Iceland entered the COVID-19 crisis from a position of strength and stands favorably in its handling of the pandemic the Executive Board of the International Monetary Fund (IMF) has concluded in its so-called Article IV consultation with Iceland.
Net and gross public debt have declined by more than 50 percentage points of GDP since the Global Financial Crisis, private and external debt have declined by 200 percent of GDP, and international reserves have reached around 30 percent of GDP. Banks’ balance sheets have been strong, with significant capital and liquidity buffers. The available policy space allowed for a prompt and substantial policy response to the pandemic, with fiscal, monetary, and macroprudential measures alleviating the impact on households and firms. The COVID-19 cases were contained fast, and vaccinations have progressed as planned, with more than 60 percent of the population above age 16 having received at least one dose.
Significant impact of the pandemic
The collapse in global tourism flows has affected Iceland’s engine of growth, which relies heavily on contact-intensive sectors. Real GDP declined by 6.6 percent, unemployment rose sharply, the current account surplus declined, and inflation rose above the notification band in 2020. A modest recovery is projected to take hold in 2021, with GDP projected to reach its 2019 level the following year. Scarring arising from an expected slow tourism recovery is projected to keep GDP below its pre-COVID trend by 3 percent in 2026. Risks to the outlook are significant, mainly stemming from uncertainty in the path of the pandemic domestically and abroad and the prospects for global tourism revival.
Executive Board Assessment
Executive Directors commended Iceland’s handling of the severe impacts of the COVID-19 pandemic, thanks to the strong policy framework and prudently accumulated buffers. Looking ahead, Directors highlighted the challenging medium-term economic outlook, and encouraged sound macroeconomic policies and structural reforms to enhance sustainable growth, financial stability, and economic diversification.
Directors concurred that the budgeted fiscal support this year would help prop up domestic demand, mitigate scarring, and provide insurance against downside risks. Directors also assessed that Iceland’s medium-term fiscal policy plans would balance well the ongoing need for support to the economy with fiscal sustainability considerations. They noted these plans appropriately refocused fiscal policy from lifeline support toward active labor market policies and investments in physical and human capital. Maintaining the highest fiscal transparency will be crucial to preserve confidence in the fiscal framework.
Directors stressed that data-driven monetary policy rate decisions would remain essential to support confidence and mitigate inflation risks given the high degree of uncertainty. With the external position aligned with fundamentals and desirable policies, Directors advised the CBI to continue reducing its foreign exchange market presence as the effects of the pandemic subside. They also called for completion of the ongoing foreign exchange legislation reform to solidify the liberalization of the foreign exchange system and clarify the conditions for a potential use of capital flow management measures.

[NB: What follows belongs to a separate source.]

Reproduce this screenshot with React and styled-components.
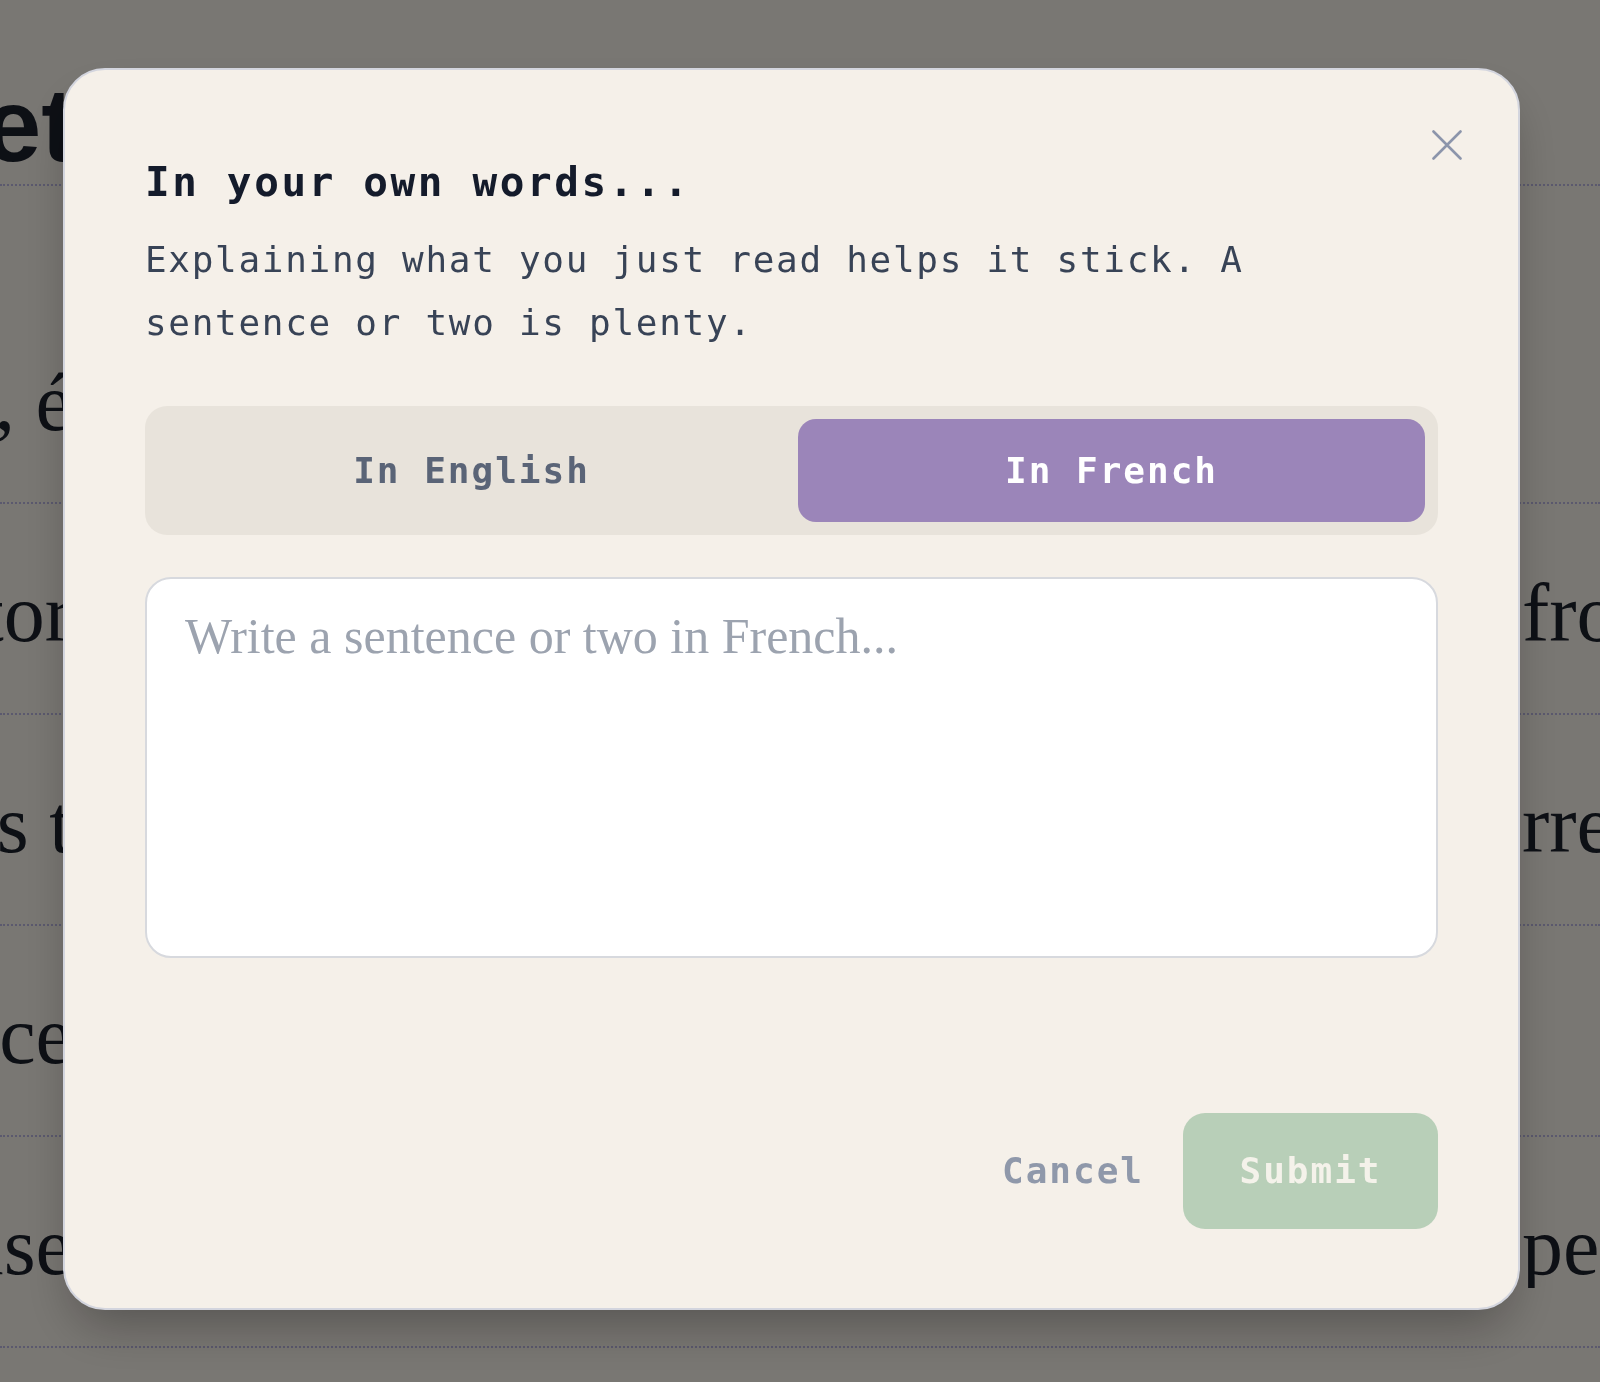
import React, { useState } from 'react'
import styled, { createGlobalStyle } from 'styled-components'

const mono = `"DejaVu Sans Mono", "Liberation Mono", monospace`

const GlobalStyle = createGlobalStyle`
  * { box-sizing: border-box; }
  html, body { margin: 0; padding: 0; }
  body {
    background: #f3eee6;
    font-family: "Liberation Serif", serif;
  }
`

/* page behind the dialog */

const Page = styled.div`
  height: 1382px;
  overflow: hidden;
  color: #1b202b;
`

const Heading = styled.h1`
  margin: 0 0 107px;
  padding: 73px 0 7px;
  font: 700 104px/1 "Liberation Sans", Arial, sans-serif;
  border-bottom: 2px dotted #b6b2dc;
  display: flex;
`

const Line = styled.div`
  height: 211px;
  display: flex;
  align-items: flex-end;
  justify-content: space-between;
  padding-bottom: 58px;
  border-bottom: 2px dotted #b6b2dc;
  font-size: 82px;
  line-height: 1;
`

const Clip = styled.span`
  width: ${p => p.$w}px;
  display: flex;
  justify-content: ${p => (p.$end ? 'flex-end' : 'flex-start')};
  overflow: hidden;
  white-space: nowrap;
`

/* dialog */

const Overlay = styled.div`
  position: fixed;
  inset: 0;
  background: rgba(0, 0, 0, 0.5);
  display: flex;
  align-items: flex-start;
  padding: 68px 80px 0 63px;
`

const Modal = styled.div`
  position: relative;
  flex: 1;
  background: #f5f0e9;
  border: 2px solid #d3d5de;
  border-radius: 42px;
  padding: 88px 80px 79px;
  box-shadow: 0 25px 50px -12px rgba(0, 0, 0, 0.3);
`

const CloseBtn = styled.button`
  position: absolute;
  top: 46px;
  right: 42px;
  width: 58px;
  height: 58px;
  border: none;
  background: none;
  padding: 0;
  display: flex;
  align-items: center;
  justify-content: center;
  color: #8c95ab;
  cursor: pointer;
`

const Title = styled.h2`
  margin: 0;
  font: 700 41px/49px ${mono};
  letter-spacing: 2.6px;
  color: #141b2b;
`

const Subtitle = styled.p`
  margin: 21px 0 0;
  font: 400 36px/63px ${mono};
  letter-spacing: 1.7px;
  color: #384356;
`

const Tabs = styled.div`
  margin-top: 52px;
  display: grid;
  grid-template-columns: 1fr 1fr;
  gap: 13px;
  padding: 13px;
  background: #e8e3db;
  border-radius: 22px;
`

const Tab = styled.button`
  height: 103px;
  border: none;
  border-radius: 18px;
  font: 700 36px/1 ${mono};
  letter-spacing: 2px;
  background: ${p => (p.$active ? '#9b85b9' : 'transparent')};
  color: ${p => (p.$active ? '#ffffff' : '#5a6477')};
  cursor: pointer;
`

const Answer = styled.textarea`
  margin-top: 42px;
  display: block;
  width: 100%;
  height: 381px;
  border: 2px solid #d7d9de;
  border-radius: 26px;
  background: #ffffff;
  padding: 20px 38px;
  font: 400 50px/1.5 "Liberation Serif", Georgia, serif;
  color: #1b202b;
  resize: none;
  outline: none;
  &::placeholder {
    color: #9ca3af;
  }
`

const Footer = styled.div`
  margin-top: 155px;
  display: flex;
  justify-content: flex-end;
  align-items: center;
  gap: 19px;
`

const CancelBtn = styled.button`
  border: none;
  background: none;
  padding: 0 20px;
  font: 700 36px/1 ${mono};
  letter-spacing: 2px;
  color: #8f98aa;
  cursor: pointer;
`

const SubmitBtn = styled.button`
  width: 255px;
  height: 116px;
  border: none;
  border-radius: 22px;
  background: #b8cfb8;
  color: #f4f2ea;
  font: 700 36px/1 ${mono};
  letter-spacing: 2px;
`

const rows = [
  ['poésie, é', ''],
  ['tor', 'from'],
  ['les t', 'rre'],
  ['ce', ''],
  ['use', 'pe'],
]

function CloseIcon() {
  return (
    <svg width="30" height="30" viewBox="0 0 30 30" fill="none">
      <path d="M1.5 1.5 28.5 28.5M28.5 1.5 1.5 28.5" stroke="currentColor" strokeWidth="2.6" strokeLinecap="round" />
    </svg>
  )
}

export default function App() {
  const [lang, setLang] = useState('fr')

  return (
    <>
      <GlobalStyle />
      <Page>
        <Heading>
          <Clip $w={76} $end>Le sujet</Clip>
        </Heading>
        {rows.map(([left, right], i) => (
          <Line key={i}>
            <Clip $w={72} $end>{left}</Clip>
            <Clip $w={78}>{right}</Clip>
          </Line>
        ))}
      </Page>

      <Overlay>
        <Modal>
          <CloseBtn aria-label="Close">
            <CloseIcon />
          </CloseBtn>
          <Title>In your own words...</Title>
          <Subtitle>
            Explaining what you just read helps it stick. A sentence or two is plenty.
          </Subtitle>
          <Tabs>
            <Tab $active={lang === 'en'} onClick={() => setLang('en')}>In English</Tab>
            <Tab $active={lang === 'fr'} onClick={() => setLang('fr')}>In French</Tab>
          </Tabs>
          <Answer placeholder="Write a sentence or two in French..." />
          <Footer>
            <CancelBtn>Cancel</CancelBtn>
            <SubmitBtn disabled>Submit</SubmitBtn>
          </Footer>
        </Modal>
      </Overlay>
    </>
  )
}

Directors stressed that emerging corporate vulnerabilities and housing market risks should be addressed to preserve the strength of the financial system. They recommended close monitoring of pandemic impacts on corporate and bank balance sheets and deploying macroprudential measures to mitigate risks from rapid bank mortgage credit growth.
Directors underscored that the upcoming review of the financial oversight architecture should ensure that the CBI’s powers and resources are commensurate with its expanded responsibilities. They stressed that the forthcoming bank privatization required vigilance to preserve high-quality ownership. Directors commended the authorities for swiftly completing the actions required for Iceland to exit FATF’s grey-list and encouraged them to continue improving AML/CFT effectiveness.
Directors stressed that Iceland’s post-pandemic growth strategy should strive to further diversify and strengthen the resilience of its economy. The strategy should aim to promote safe and sustainable tourism, support innovation, enhance human capital, reduce regulatory burdens, seek to better align wages and productivity, and ensure timely achievement of Iceland’s climate goals.